Most Helpful Customer Reviews

6 of 6 people found the following review helpful By Michael J. Mazza HALL OF FAME on October 21, 2001
Format: Paperback
"The Night Thoreau Spent in Jail" is a play by Jerome Lawrence and Robert E. Lee, who also coauthored the classic "Inherit the Wind." "Night" is inspired by the life and writings of Henry David Thoreau (1817-1862), naturalist, political radical, and seminal American intellectual figure. The play was first performed in 1970.

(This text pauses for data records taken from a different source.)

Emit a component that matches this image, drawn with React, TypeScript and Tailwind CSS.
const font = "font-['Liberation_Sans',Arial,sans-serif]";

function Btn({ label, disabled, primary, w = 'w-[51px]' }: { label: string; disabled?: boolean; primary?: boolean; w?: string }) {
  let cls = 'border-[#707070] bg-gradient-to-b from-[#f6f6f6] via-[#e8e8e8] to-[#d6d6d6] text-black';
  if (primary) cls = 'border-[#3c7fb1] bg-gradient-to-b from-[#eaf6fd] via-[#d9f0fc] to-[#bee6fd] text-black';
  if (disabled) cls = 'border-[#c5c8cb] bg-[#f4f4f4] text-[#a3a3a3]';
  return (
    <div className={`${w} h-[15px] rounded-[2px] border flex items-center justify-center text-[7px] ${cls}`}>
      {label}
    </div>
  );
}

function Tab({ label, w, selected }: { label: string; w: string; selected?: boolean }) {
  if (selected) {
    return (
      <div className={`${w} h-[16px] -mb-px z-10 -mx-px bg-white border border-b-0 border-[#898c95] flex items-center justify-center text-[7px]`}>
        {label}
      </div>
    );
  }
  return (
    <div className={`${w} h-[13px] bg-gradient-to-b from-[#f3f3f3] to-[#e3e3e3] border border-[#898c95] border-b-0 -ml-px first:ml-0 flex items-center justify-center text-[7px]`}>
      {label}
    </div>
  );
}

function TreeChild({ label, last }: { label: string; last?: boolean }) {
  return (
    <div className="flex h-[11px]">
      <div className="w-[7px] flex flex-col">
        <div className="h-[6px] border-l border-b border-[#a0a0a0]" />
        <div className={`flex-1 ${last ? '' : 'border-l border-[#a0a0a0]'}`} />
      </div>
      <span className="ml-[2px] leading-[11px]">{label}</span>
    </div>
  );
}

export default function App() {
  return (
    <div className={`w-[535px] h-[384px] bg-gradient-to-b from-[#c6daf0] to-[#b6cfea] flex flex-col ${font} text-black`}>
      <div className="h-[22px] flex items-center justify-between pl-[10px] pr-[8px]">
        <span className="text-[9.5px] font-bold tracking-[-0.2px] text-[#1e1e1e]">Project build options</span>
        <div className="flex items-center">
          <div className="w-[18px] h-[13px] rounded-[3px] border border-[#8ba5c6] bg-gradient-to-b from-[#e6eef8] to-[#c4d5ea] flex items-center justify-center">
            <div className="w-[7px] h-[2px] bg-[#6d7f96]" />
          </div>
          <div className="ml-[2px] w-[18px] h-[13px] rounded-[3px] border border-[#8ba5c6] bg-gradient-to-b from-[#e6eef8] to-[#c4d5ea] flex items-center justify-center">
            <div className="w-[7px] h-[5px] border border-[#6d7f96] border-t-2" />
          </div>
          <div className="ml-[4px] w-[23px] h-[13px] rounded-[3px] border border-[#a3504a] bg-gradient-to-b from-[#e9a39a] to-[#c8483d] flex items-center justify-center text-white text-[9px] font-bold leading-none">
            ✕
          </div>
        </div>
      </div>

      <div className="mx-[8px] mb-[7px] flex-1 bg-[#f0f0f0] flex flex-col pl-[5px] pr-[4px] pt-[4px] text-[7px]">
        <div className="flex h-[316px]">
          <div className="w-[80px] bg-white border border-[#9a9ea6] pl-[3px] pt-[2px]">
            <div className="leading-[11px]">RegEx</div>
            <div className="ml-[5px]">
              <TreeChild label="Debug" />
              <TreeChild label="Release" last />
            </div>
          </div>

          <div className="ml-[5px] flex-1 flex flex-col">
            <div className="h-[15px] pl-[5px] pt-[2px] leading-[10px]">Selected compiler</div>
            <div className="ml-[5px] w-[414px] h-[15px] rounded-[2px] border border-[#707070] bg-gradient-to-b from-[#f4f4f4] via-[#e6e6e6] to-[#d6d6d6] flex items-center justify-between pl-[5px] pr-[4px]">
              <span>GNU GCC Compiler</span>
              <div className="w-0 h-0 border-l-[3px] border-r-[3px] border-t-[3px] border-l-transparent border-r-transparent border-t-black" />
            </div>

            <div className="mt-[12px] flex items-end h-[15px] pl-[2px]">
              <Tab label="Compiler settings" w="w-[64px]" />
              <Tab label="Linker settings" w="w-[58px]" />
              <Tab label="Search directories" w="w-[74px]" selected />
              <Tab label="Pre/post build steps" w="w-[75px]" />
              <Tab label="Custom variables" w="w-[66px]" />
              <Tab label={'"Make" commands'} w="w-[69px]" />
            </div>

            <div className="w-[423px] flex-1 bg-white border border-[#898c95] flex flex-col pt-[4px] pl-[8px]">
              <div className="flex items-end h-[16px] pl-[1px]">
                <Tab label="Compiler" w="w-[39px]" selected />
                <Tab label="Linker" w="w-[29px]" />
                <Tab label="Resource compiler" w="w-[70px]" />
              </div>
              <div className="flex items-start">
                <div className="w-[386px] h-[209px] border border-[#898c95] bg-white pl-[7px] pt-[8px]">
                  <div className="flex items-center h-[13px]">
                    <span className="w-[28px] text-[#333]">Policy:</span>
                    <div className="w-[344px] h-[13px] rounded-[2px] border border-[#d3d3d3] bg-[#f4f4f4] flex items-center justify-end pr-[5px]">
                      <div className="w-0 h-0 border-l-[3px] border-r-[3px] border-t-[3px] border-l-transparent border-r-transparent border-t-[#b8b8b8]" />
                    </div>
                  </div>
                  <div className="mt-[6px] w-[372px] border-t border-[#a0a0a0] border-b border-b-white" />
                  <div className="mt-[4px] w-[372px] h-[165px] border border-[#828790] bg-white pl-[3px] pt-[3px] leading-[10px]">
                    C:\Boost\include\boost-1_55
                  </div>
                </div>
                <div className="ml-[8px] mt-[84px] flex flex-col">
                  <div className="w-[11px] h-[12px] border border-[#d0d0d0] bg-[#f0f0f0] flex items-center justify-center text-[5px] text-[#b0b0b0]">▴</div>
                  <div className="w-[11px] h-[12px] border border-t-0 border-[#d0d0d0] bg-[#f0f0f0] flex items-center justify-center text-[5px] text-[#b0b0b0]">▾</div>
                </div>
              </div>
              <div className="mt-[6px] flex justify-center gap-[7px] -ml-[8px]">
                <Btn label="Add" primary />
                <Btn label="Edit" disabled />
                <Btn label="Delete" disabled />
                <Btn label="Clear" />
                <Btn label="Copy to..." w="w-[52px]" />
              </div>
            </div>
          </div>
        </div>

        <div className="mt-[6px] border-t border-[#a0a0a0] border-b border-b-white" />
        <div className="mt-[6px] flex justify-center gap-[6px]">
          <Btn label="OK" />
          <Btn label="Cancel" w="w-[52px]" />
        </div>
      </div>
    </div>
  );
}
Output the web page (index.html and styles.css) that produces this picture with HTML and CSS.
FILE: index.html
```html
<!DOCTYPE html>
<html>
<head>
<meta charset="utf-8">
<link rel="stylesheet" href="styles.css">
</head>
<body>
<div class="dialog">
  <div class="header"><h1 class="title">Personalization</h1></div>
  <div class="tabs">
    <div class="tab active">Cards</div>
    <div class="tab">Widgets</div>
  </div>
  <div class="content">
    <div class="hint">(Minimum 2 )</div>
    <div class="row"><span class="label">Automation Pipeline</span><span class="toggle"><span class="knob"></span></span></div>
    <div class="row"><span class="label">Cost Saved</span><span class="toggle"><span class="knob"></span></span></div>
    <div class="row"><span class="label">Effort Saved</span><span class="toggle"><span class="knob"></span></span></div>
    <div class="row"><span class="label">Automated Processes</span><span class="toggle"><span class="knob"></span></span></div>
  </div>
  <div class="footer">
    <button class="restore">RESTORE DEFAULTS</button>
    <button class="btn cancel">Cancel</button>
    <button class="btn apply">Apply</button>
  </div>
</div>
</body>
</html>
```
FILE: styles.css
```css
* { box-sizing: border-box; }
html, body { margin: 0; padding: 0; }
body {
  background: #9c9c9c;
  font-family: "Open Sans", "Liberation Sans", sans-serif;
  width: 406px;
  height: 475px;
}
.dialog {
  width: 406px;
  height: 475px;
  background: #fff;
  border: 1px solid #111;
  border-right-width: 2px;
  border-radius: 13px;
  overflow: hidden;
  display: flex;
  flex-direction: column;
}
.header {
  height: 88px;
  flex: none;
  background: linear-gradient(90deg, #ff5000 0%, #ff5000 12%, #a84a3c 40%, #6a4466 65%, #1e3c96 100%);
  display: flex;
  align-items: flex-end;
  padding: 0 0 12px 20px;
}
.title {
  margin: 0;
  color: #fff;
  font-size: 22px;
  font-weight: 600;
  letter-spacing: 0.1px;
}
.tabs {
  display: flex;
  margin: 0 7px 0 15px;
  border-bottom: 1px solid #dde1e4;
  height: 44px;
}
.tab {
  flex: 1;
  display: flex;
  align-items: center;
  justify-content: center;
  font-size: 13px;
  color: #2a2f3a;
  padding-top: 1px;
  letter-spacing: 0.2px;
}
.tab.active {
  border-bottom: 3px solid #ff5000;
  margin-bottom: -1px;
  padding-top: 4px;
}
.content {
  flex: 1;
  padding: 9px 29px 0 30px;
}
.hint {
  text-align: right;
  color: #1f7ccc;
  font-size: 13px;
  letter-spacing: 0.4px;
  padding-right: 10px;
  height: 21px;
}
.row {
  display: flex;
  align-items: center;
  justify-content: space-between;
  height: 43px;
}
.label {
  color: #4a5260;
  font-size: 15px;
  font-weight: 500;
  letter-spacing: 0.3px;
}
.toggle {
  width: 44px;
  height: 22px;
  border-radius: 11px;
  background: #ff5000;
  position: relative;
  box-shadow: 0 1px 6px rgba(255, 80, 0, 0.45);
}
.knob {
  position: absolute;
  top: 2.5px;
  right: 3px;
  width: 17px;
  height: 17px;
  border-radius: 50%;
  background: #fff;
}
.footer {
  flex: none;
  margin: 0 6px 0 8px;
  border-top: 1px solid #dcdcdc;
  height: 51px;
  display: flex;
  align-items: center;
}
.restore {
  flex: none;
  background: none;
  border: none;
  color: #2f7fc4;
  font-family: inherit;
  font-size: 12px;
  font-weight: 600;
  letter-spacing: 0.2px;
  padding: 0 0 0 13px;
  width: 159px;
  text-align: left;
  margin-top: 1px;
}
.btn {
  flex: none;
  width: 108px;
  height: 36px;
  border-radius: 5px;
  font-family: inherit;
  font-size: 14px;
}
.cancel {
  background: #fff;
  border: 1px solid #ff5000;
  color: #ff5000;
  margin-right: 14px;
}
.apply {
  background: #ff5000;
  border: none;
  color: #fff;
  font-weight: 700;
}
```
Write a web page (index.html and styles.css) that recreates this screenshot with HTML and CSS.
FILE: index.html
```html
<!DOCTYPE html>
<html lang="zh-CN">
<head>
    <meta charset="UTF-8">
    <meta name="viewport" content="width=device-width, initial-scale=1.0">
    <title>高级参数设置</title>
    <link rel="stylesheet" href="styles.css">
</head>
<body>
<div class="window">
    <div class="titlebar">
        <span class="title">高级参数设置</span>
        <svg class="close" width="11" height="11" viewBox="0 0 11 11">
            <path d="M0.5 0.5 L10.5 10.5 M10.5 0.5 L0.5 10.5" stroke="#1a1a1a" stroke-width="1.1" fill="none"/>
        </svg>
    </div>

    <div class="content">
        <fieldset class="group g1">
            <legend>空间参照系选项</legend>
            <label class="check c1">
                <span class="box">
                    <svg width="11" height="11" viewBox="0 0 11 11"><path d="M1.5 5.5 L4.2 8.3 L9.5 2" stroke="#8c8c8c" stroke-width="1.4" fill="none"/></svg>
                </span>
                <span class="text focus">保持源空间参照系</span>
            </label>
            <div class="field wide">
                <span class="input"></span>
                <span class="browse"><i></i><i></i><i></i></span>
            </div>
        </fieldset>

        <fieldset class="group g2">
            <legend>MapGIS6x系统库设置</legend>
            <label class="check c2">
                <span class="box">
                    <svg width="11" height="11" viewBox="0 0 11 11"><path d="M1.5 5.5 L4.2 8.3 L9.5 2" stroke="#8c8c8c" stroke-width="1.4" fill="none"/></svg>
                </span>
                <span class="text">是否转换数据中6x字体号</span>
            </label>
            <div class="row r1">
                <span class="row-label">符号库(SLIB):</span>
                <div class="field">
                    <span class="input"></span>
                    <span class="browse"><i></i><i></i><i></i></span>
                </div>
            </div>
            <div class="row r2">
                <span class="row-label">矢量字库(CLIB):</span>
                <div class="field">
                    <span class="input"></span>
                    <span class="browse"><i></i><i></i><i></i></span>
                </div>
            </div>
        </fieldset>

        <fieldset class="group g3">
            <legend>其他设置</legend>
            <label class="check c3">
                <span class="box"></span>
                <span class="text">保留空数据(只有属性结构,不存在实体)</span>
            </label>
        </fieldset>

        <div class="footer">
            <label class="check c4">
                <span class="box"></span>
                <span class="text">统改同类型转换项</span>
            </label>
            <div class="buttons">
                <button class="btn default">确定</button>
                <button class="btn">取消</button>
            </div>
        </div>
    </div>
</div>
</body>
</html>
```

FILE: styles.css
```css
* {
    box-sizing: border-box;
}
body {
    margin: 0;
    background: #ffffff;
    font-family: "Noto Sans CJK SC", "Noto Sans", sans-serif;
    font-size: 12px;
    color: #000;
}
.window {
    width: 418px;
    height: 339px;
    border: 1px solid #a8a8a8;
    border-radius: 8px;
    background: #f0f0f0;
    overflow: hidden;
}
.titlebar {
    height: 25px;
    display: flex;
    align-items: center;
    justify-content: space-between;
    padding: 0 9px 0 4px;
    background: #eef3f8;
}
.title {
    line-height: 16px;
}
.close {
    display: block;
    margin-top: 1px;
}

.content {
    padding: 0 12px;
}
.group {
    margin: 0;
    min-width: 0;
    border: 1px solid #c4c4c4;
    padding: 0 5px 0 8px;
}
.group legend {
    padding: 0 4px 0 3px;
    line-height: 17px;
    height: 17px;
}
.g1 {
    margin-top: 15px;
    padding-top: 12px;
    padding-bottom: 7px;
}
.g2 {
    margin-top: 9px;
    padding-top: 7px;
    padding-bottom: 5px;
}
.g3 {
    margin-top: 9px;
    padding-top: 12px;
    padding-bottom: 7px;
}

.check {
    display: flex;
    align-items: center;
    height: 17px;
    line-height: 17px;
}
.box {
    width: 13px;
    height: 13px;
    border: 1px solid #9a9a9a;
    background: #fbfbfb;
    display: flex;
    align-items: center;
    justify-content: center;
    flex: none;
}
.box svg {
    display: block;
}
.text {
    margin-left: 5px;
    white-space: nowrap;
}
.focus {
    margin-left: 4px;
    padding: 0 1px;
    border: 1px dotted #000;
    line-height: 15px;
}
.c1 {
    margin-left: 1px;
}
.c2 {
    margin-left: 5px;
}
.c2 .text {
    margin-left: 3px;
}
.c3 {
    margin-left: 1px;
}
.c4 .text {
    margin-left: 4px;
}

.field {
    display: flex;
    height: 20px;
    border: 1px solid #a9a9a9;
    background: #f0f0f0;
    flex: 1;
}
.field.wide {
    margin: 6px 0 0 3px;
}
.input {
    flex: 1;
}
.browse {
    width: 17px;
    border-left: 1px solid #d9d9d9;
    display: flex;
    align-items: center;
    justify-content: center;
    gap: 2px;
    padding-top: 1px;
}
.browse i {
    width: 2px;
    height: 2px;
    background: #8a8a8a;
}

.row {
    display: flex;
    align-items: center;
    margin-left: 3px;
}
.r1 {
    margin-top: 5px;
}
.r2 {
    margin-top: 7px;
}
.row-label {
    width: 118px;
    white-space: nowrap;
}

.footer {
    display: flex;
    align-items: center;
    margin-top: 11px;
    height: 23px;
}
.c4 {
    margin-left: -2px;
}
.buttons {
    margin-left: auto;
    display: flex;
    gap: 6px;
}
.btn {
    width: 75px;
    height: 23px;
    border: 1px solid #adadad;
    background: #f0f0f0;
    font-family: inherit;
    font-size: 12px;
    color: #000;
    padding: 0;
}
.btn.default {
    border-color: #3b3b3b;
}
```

"Night" takes place during a night when Thoreau was jailed for an act of civil disobedience: he refused to pay a tax in defiance of the Polk administration's Mexican War. The action of the play consists of a series of interconnected, dreamlike scenes that explore Thoreau's life, ideals, and relationships. We see his theory of education, his strong opposition to slavery, his family ties, and, quite strikingly, his problematic yet enduring relationship with fellow American philosopher Ralph Waldo Emerson. Particularly moving is Thoreau's encounter with an escaped slave.
"Night" is a moving, even inspiring, play. Thoreau is celebrated as not merely a crucial thinker and a great man, but as a truly transcendent figure: a prophet whose voice continues to resound. Highly recommended for literature classes, reading groups, and individual readers.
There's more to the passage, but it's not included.